Quatre ans après une première nomination au poste de Chairmain de la MEXA, Yogesh Singh est de retour. Il estime que le secteur de l’exportation se doit d'être plus compétitif et résilient. Le port franc devra aussi être réorganisé afin d’encourager les manufacturiers locaux à exporter vers l’Afrique. 

Lors de sa dernière assemblée générale, la MEXA a parlé de son Export Strategy. Pouvez-vous nous en dire plus?

Tout a commencé quand le Premier ministre a rendu public l’Economic Mission Statement Vision 2030, qui mettait l’accent sur le secteur manufacturier. Ce qui a été fort encourageant, surtout à un moment où les exportateurs sentaient que le gouvernement leur portait de moins en moins d’intérêt. Nous étions à la recherche de telles mesures incitatives.

L’Economic Mission Statement est comme un encouragement, qui nous a poussés à contribuer à la vision du gouvernement. Le défi est d’augmenter la contribution du secteur au produit intérieur brut, qui est actuellement de 18%, à 25%. L’autre défi posé par le gouvernement au secteur privé : contribuer Rs 575 milliards de plus et créer 5 000 emplois dans les trois prochaines années. Ces objectifs peuvent tout à fait être atteints. Nous, les exportateurs, sommes prêts à les réaliser. Mais créer un environnement propice au business demeure indispensable. Il faut savoir que le taux de croissance pour le secteur de l’exportation a oscillé entre 2% et 3% ces cinq dernières années. Et d’un point de vue cumulatif, le secteur a connu une croissance nominale de 13%.
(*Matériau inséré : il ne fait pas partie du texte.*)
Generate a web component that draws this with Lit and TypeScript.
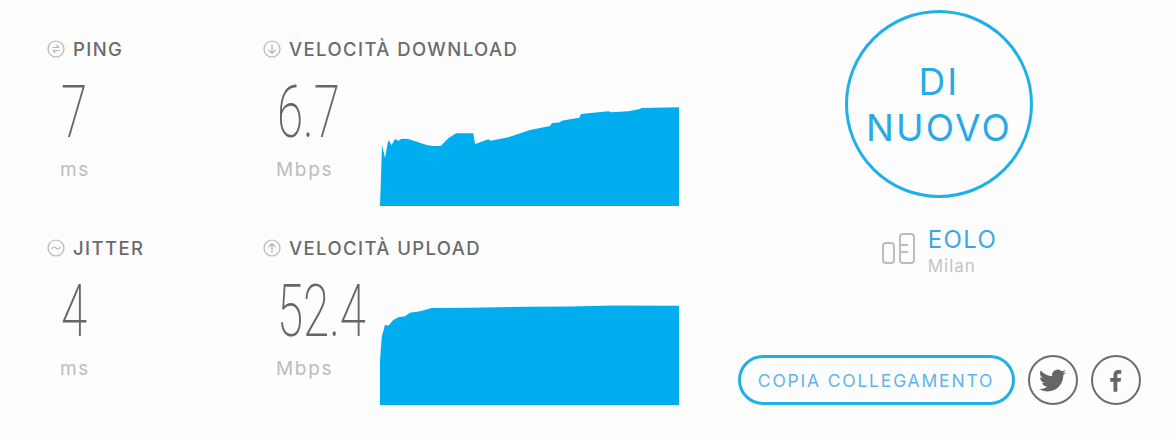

Notre objectif est de dépasser un taux de croissance de 5% par an et cette croissance viendra de nos principaux secteurs comme le textile et l’habillement, le seafood, la bijouterie ainsi que d’autres secteurs manufacturiers. Ceux-ci représentent nos principaux secteurs d’exportation.

Il faut aussi faire ressortir que l’industrie d’exportation demeure toujours créatrice d’emploi et augmente toujours les recettes du pays malgré les tumultes des marchés internationaux. La MEXA a rencontré 25 des plus gros exportateurs du pays, qui représentent à eux seuls 85% de nos exportations dans différents secteurs. Nous finaliserons bientôt notre export strategy qui émane de ces principales entreprises et nous travaillons également avec le gouvernement qui élabore actuellement une stratégie d’exportation. L’objectif est que l’on puisse aligner notre stratégie sur celle du gouvernement.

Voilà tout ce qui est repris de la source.